Carbon nanotubes come in different species having different properties. So, it is useful to develop automated ways to quantify species purities and trace impurity content. Spatially scanned Raman spectra make hyperspectral data sets that can be used to discriminate between species and determine purities, and their analysis can be automated. A promising analytical machine learning approach is non-negative matrix factorization, which is a multivariate algorithm well adapted to hyperspectral Raman scattering data sets, and, significantly, available in open source. We prepare samples from different concentrations of pure nanotubes and acquire spatially scanned Raman scattering hyperspectra. We compare the known concentrations of the source dispersions to those determined from hyperspectra acquired from deposited materials on substrates. Here, we demonstrate and deal with several metrological issues: We show that the stability of the focusing conditions is critical. We show that if there are strong peaks that are not significant, normalization is helpful. We show that this approach compares favorably to the “best case” situation where the spectra are factored into a priori known library spectra.

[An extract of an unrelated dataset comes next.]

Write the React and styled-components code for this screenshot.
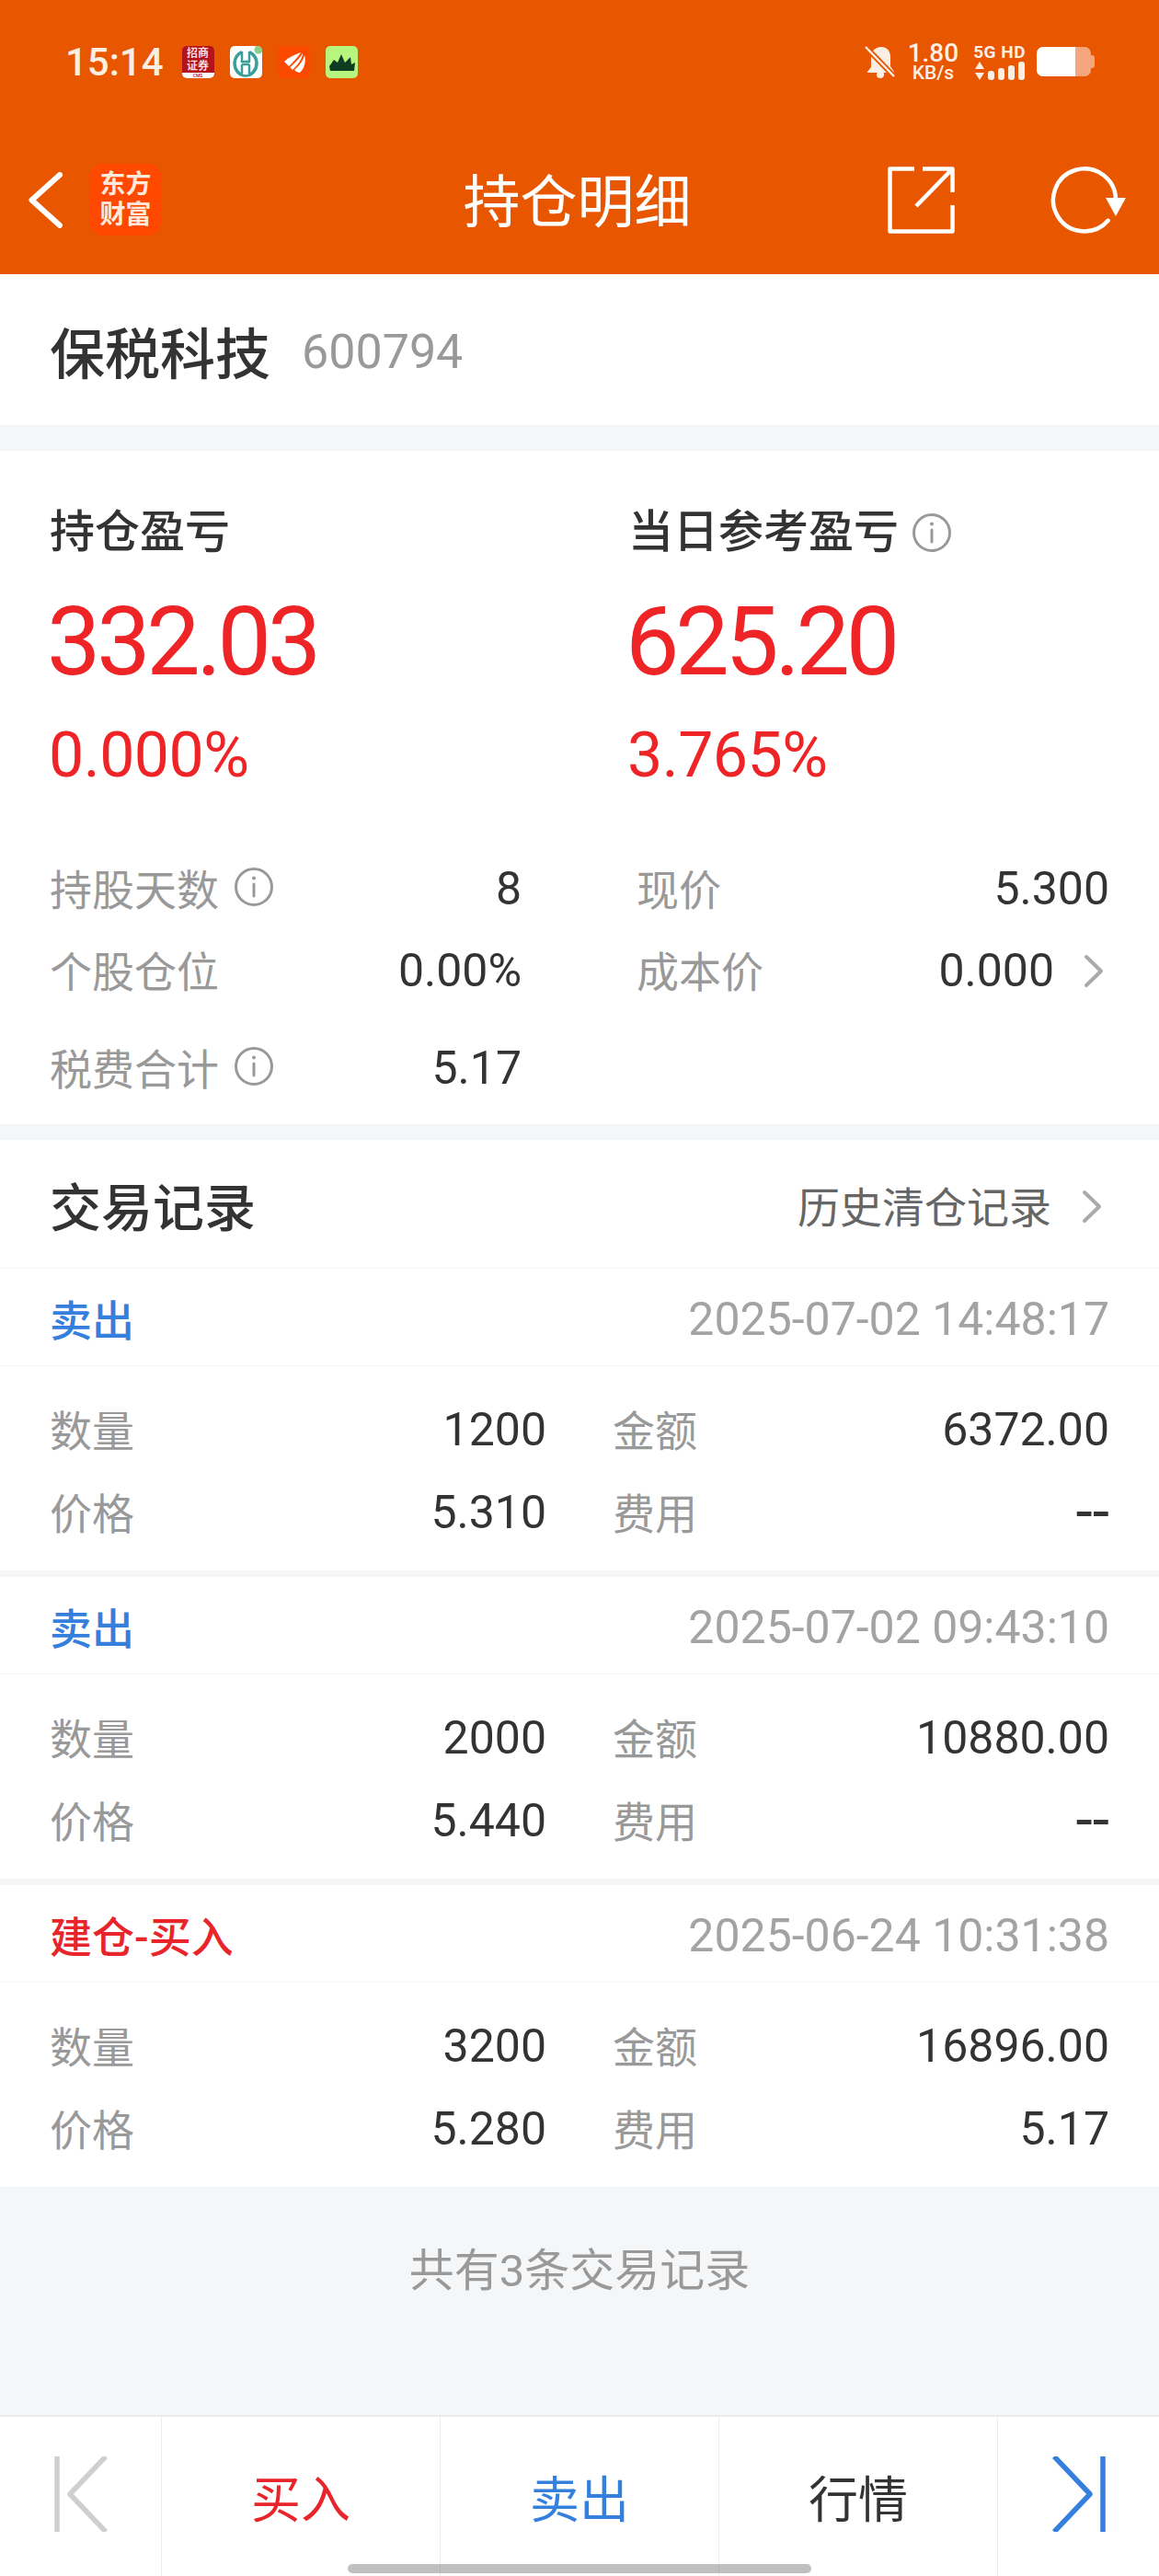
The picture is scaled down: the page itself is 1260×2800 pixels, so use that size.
import React from "react";
import styled, { createGlobalStyle } from "styled-components";

const GlobalStyle = createGlobalStyle`
  html, body {
    margin: 0;
    padding: 0;
    background: #f5f6f8;
    font-family: "Roboto", "Noto Sans CJK SC", sans-serif;
  }
  * { box-sizing: border-box; }
`;

const Page = styled.div`
  width: 1260px;
  height: 2800px;
  display: flex;
  flex-direction: column;
  overflow: hidden;
  background: #f5f6f8;
  position: relative;
`;

const Top = styled.div`
  height: 298px;
  background: #e85600;
  color: #fff;
  display: flex;
  flex-direction: column;
`;

const StatusBar = styled.div`
  height: 134px;
  padding: 0 70px 0 71px;
  display: flex;
  align-items: center;
  justify-content: space-between;
`;

const StatusLeft = styled.div`
  display: flex;
  align-items: center;
`;

const Clock = styled.span`
  font-size: 42px;
  font-weight: 500;
  color: #fdeee4;
  margin-right: 20px;
`;

const AppIcons = styled.div`
  display: flex;
  gap: 17px;
`;

const AppIcon = styled.div`
  width: 35px;
  height: 35px;
  border-radius: 5px;
  background: ${(p) => p.$bg};
  overflow: hidden;
  display: flex;
  align-items: center;
  justify-content: center;
`;

const BrokerIcon = styled(AppIcon)`
  flex-direction: column;
  justify-content: flex-start;
  color: #f6dede;
  font-size: 12px;
  line-height: 14px;
  font-weight: 700;
  padding-top: 1px;
  span { display: block; height: 14px; }
  b {
    display: block;
    width: 100%;
    height: 6px;
    background: #fff;
    color: #b3131b;
    font-size: 5px;
    line-height: 6px;
    font-weight: 500;
    text-align: center;
  }
`;

const StatusRight = styled.div`
  display: flex;
  align-items: center;
`;

const Speed = styled.div`
  display: flex;
  flex-direction: column;
  align-items: center;
  color: #fdeee4;
  line-height: 1;
  font-weight: 500;
  margin: 0 16px 0 14px;
  span:first-child { font-size: 28px; line-height: 24px; }
  span:last-child { font-size: 21px; line-height: 19px; }
`;

const Signal = styled.div`
  display: flex;
  flex-direction: column;
  align-items: flex-end;
  color: #fdeee4;
  margin-right: 12px;
  span { font-size: 19px; line-height: 20px; font-weight: 700; letter-spacing: 0.5px; }
`;

const Battery = styled.div`
  width: 63px;
  height: 32px;
  display: flex;
  align-items: center;
`;

const BatteryBody = styled.div`
  width: 59px;
  height: 32px;
  border-radius: 7px;
  background: #f5a67e;
  overflow: hidden;
  i { display: block; width: 42px; height: 32px; background: #fff; }
`;

const BatteryTip = styled.div`
  width: 4px;
  height: 14px;
  border-radius: 0 3px 3px 0;
  background: #f5a67e;
`;

const NavBar = styled.div`
  height: 164px;
  padding: 2px 36px 0 31px;
  display: grid;
  grid-template-columns: 1fr auto 1fr;
  align-items: center;
`;

const NavLeft = styled.div`
  display: flex;
  align-items: center;
`;

const Logo = styled.div`
  width: 77px;
  height: 78px;
  margin-left: 30px;
  border-radius: 14px;
  background: #ff4800;
  display: flex;
  flex-direction: column;
  align-items: center;
  justify-content: center;
  font-size: 28px;
  line-height: 33px;
  font-weight: 700;
  color: #ffe9dc;
`;

const NavTitle = styled.div`
  font-size: 62px;
  line-height: 1;
  padding-top: 7px;
`;

const NavIcons = styled.div`
  display: flex;
  align-items: center;
  justify-content: flex-end;
  gap: 104px;
`;

const NameRow = styled.div`
  height: 164px;
  background: #fff;
  padding: 0 54px;
  display: flex;
  align-items: center;
  gap: 34px;
`;

const StockName = styled.span`
  font-size: 60px;
  font-weight: 500;
  color: #333;
`;

const StockCode = styled.span`
  font-size: 52px;
  color: #999;
  padding-top: 4px;
`;

const Summary = styled.section`
  margin-top: 28px;
  height: 732px;
  background: #fff;
  padding: 61px 54px 0;
`;

const Profits = styled.div`
  display: grid;
  grid-template-columns: 629px 1fr;
`;

const ProfitLabel = styled.div`
  display: flex;
  align-items: center;
  gap: 14px;
  font-size: 49px;
  line-height: 56px;
  font-weight: 500;
  color: #333;
`;

const ProfitValue = styled.div`
  font-size: 104px;
  line-height: 120px;
  letter-spacing: -4.3px;
  margin: 31px 0 0 -3px;
  color: #ee2427;
`;

const ProfitRate = styled.div`
  font-size: 68px;
  line-height: 80px;
  letter-spacing: -0.5px;
  margin: 23px 0 0 -1px;
  color: #ee2427;
`;

const Stats = styled.div`
  display: grid;
  grid-template-columns: 513px 1fr;
  column-gap: 125px;
  margin-top: 60px;
`;

const StatRow = styled.div`
  display: flex;
  align-items: center;
  justify-content: space-between;
  height: ${(p) => p.$h || 89}px;
`;

const Muted = styled.div`
  display: flex;
  align-items: center;
  gap: 16px;
  font-size: 46px;
  color: #999;
  padding-bottom: 3px;
`;

const Val = styled.div`
  display: flex;
  align-items: center;
  font-size: ${(p) => (p.$dash ? 66 : 50)}px;
  color: #333;
  padding-top: 1px;
`;

const ChevronSlot = styled.span`
  width: 60px;
  padding-right: 6px;
  display: flex;
  justify-content: flex-end;
`;

const Trades = styled.section`
  margin-top: 17px;
  background: #fff;
  display: flex;
  flex-direction: column;
`;

const TradesHead = styled.div`
  height: 140px;
  padding: 0 62px 0 54px;
  border-bottom: 1px solid #f7f8f9;
  display: flex;
  align-items: center;
  justify-content: space-between;
`;

const TradesTitle = styled.div`
  font-size: 56px;
  font-weight: 500;
  color: #333;
`;

const HistoryLink = styled.div`
  display: flex;
  align-items: center;
  gap: 33px;
  font-size: 46px;
  color: #666;
  svg { margin-top: 6px; }
`;

const Record = styled.div`
  border-bottom: ${(p) => (p.$last ? "none" : "7px solid #f5f6f8")};
`;

const RecordHead = styled.div`
  height: 106px;
  padding: 0 54px;
  border-bottom: 1px solid #f5f6f7;
  display: flex;
  align-items: center;
  justify-content: space-between;
`;

const Side = styled.div`
  font-size: 46px;
  font-weight: 500;
  color: ${(p) => (p.$buy ? "#e8252b" : "#3580dc")};
`;

const Stamp = styled.div`
  font-size: 50px;
  color: #a3a3a3;
  padding-top: 4px;
`;

const RecordBody = styled.div`
  display: grid;
  grid-template-columns: 540px 1fr;
  column-gap: 72px;
  padding: 23px 54px 19px;
`;

const Cell = styled.div`
  height: 90px;
  display: flex;
  align-items: center;
  justify-content: space-between;
`;

const Foot = styled.div`
  flex: 1;
  padding-top: 51px;
  text-align: center;
  font-size: 49px;
  color: #999;
`;

const BottomBar = styled.nav`
  height: 175px;
  background: #fff;
  border-top: 2px solid #e9ebee;
  display: grid;
  grid-template-columns: 175px 303px 303px 303px 1fr;
`;

const BarItem = styled.div`
  border-left: ${(p) => (p.$first ? "none" : "1px solid #ececec")};
  display: flex;
  align-items: center;
  justify-content: center;
  font-size: 54px;
  color: ${(p) => p.$color || "#333"};
  svg { margin-top: -6px; }
`;

const HomeBar = styled.div`
  position: absolute;
  left: 378px;
  top: 2787px;
  width: 504px;
  height: 10px;
  border-radius: 5px;
  background: rgba(150, 150, 150, 0.6);
`;

function Info({ size = 44 }) {
  return (
    <svg width={size} height={size} viewBox="0 0 44 44" fill="none" stroke="#999" strokeWidth="3">
      <circle cx="22" cy="22" r="19.5" />
      <line x1="22" y1="19" x2="22" y2="32" strokeLinecap="round" />
      <circle cx="22" cy="12.5" r="2" fill="#999" stroke="none" />
    </svg>
  );
}

function Chevron() {
  return (
    <svg width="22" height="37" viewBox="0 0 22 37" fill="none" stroke="#aaa" strokeWidth="4" strokeLinecap="round" strokeLinejoin="round">
      <path d="M3 3 L19 18.5 L3 34" />
    </svg>
  );
}

function Stat({ label, info, value, chevron, h }) {
  return (
    <StatRow $h={h}>
      <Muted>
        {label}
        {info && <Info />}
      </Muted>
      <Val>
        {value}
        {chevron && <ChevronSlot><Chevron /></ChevronSlot>}
      </Val>
    </StatRow>
  );
}

const records = [
  { side: "卖出", time: "2025-07-02 14:48:17", qty: "1200", amount: "6372.00", price: "5.310", fee: "--" },
  { side: "卖出", time: "2025-07-02 09:43:10", qty: "2000", amount: "10880.00", price: "5.440", fee: "--" },
  { side: "建仓-买入", buy: true, time: "2025-06-24 10:31:38", qty: "3200", amount: "16896.00", price: "5.280", fee: "5.17", last: true },
];

export default function App() {
  return (
    <Page>
      <GlobalStyle />
      <Top>
        <StatusBar>
          <StatusLeft>
            <Clock>15:14</Clock>
            <AppIcons>
              <BrokerIcon $bg="#b3131b">
                <span>招商</span>
                <span>证券</span>
                <b>CMS</b>
              </BrokerIcon>
              <AppIcon $bg="#fff">
                <svg width="35" height="35" viewBox="0 0 35 35" fill="none">
                  <ellipse cx="17" cy="19" rx="12" ry="13" stroke="#3a9e9a" strokeWidth="3.5" />
                  <path d="M17 4v27" stroke="#fff" strokeWidth="9" />
                  <path d="M13 6v11h8V6M13 20h8M13 20v11M21 20v11" stroke="#3a9e9a" strokeWidth="2.5" />
                  <circle cx="31" cy="4" r="4.5" fill="#8ccf8a" />
                </svg>
              </AppIcon>
              <AppIcon $bg="#fb4a00">
                <svg width="35" height="35" viewBox="0 0 35 35" fill="#fff">
                  <path d="M7 17C12 12 19 9 25 7C22 12 16 18 12 22Z" />
                  <path d="M27 8C27 14 21 21 16 26C15 25 14 24 13.5 23C19 18 24 13 27 8Z" />
                  <path d="M29 10C31 17 29 24 24 29C22 29 19 27 18 26C24 21 28 15 29 10Z" />
                </svg>
              </AppIcon>
              <AppIcon $bg="#b6f57e">
                <svg width="35" height="35" viewBox="0 0 35 35" fill="#0f3d22">
                  <path d="M4 22L9 15L13 18L17 9L21 18L27 12L28 20L32 18L31 27L5 27Z" />
                </svg>
              </AppIcon>
            </AppIcons>
          </StatusLeft>
          <StatusRight>
            <svg width="33" height="35" viewBox="0 0 33 35" fill="#fdeee4">
              <path d="M18 1c7 0 10 5 10 11v10l4 6v1H3v-1l4-5V12C7 6 11 1 18 1z" />
              <circle cx="17" cy="31" r="4" />
              <line x1="1" y1="1" x2="32" y2="33" stroke="#e85600" strokeWidth="6" />
              <line x1="1" y1="1" x2="32" y2="33" stroke="#fdeee4" strokeWidth="2.5" />
            </svg>
            <Speed>
              <span>1.80</span>
              <span>KB/s</span>
            </Speed>
            <Signal>
              <span>5G HD</span>
              <svg width="56" height="20" viewBox="0 0 56 20" fill="#fdeee4">
                <path d="M6 0l5 8H1zM6 20l5-8H1z" />
                <rect x="15" y="10" width="7" height="10" rx="3" />
                <rect x="26" y="7" width="7" height="13" rx="3" />
                <rect x="37" y="4" width="7" height="16" rx="3" />
                <rect x="48" y="0" width="7" height="20" rx="3" />
              </svg>
            </Signal>
            <Battery>
              <BatteryBody><i /></BatteryBody>
              <BatteryTip />
            </Battery>
          </StatusRight>
        </StatusBar>
        <NavBar>
          <NavLeft>
            <svg width="37" height="61" viewBox="0 0 37 61" fill="none" stroke="#fff" strokeWidth="6" strokeLinecap="round" strokeLinejoin="round">
              <path d="M34 3 L3.5 30.5 L34 58" />
            </svg>
            <Logo>
              <span>东方</span>
              <span>财富</span>
            </Logo>
          </NavLeft>
          <NavTitle>持仓明细</NavTitle>
          <NavIcons>
            <svg width="73" height="73" viewBox="0 0 73 73" fill="none" stroke="#fff" strokeWidth="4.5" strokeLinejoin="round">
              <path d="M29 2.5H2.5v68h68V42" />
              <path d="M38 2.5h32.5V28" />
              <path d="M70 3L31 43" />
            </svg>
            <svg width="82" height="73" viewBox="0 0 82 73" fill="none" stroke="#fff" strokeWidth="4.5" strokeLinecap="round">
              <path d="M62.6 58.8A34 34 0 1 1 71 36.5" />
              <path d="M60 34h22l-11 20z" fill="#fff" stroke="none" />
            </svg>
          </NavIcons>
        </NavBar>
      </Top>

      <NameRow>
        <StockName>保税科技</StockName>
        <StockCode>600794</StockCode>
      </NameRow>

      <Summary>
        <Profits>
          <div>
            <ProfitLabel>持仓盈亏</ProfitLabel>
            <ProfitValue>332.03</ProfitValue>
            <ProfitRate>0.000%</ProfitRate>
          </div>
          <div>
            <ProfitLabel>当日参考盈亏 <Info /></ProfitLabel>
            <ProfitValue>625.20</ProfitValue>
            <ProfitRate>3.765%</ProfitRate>
          </div>
        </Profits>
        <Stats>
          <Stat label="持股天数" info value="8" />
          <Stat label="现价" value="5.300" />
          <Stat label="个股仓位" value="0.00%" />
          <Stat label="成本价" value="0.000" chevron />
          <Stat label="税费合计" info value="5.17" h={122} />
        </Stats>
      </Summary>

      <Trades>
        <TradesHead>
          <TradesTitle>交易记录</TradesTitle>
          <HistoryLink>历史清仓记录<Chevron /></HistoryLink>
        </TradesHead>
        {records.map((r) => (
          <Record key={r.time} $last={r.last}>
            <RecordHead>
              <Side $buy={r.buy}>{r.side}</Side>
              <Stamp>{r.time}</Stamp>
            </RecordHead>
            <RecordBody>
              <Cell><Muted>数量</Muted><Val>{r.qty}</Val></Cell>
              <Cell><Muted>金额</Muted><Val>{r.amount}</Val></Cell>
              <Cell><Muted>价格</Muted><Val>{r.price}</Val></Cell>
              <Cell><Muted>费用</Muted><Val $dash={r.fee === "--"}>{r.fee}</Val></Cell>
            </RecordBody>
          </Record>
        ))}
      </Trades>

      <Foot>共有3条交易记录</Foot>

      <BottomBar>
        <BarItem $first>
          <svg width="58" height="82" viewBox="0 0 58 82" fill="none" stroke="#cfcfcf" strokeWidth="5.5" strokeLinejoin="round">
            <path d="M3 0v82M56 0 L17 41 L56 82" />
          </svg>
        </BarItem>
        <BarItem $color="#e8252b">买入</BarItem>
        <BarItem $color="#3580dc">卖出</BarItem>
        <BarItem>行情</BarItem>
        <BarItem>
          <svg width="58" height="82" viewBox="0 0 58 82" fill="none" stroke="#3580dc" strokeWidth="5.5" strokeLinejoin="round">
            <path d="M55 0v82M2 0 L41 41 L2 82" />
          </svg>
        </BarItem>
      </BottomBar>
      <HomeBar />
    </Page>
  );
}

Scans of around 100 data points provided good bounds on concentrations down to about the parts per thousand level. Using more than one laser wavelength, so that different species are brought into resonance with each laser should enable higher relative purity measurements. However, there is an important consideration if the difference in laser energies is less than or comparable to the phonon energy. Overall, this approach is promising for the determination of chemical purity of carbon nanotubes and could be generalized to other chemical mixtures.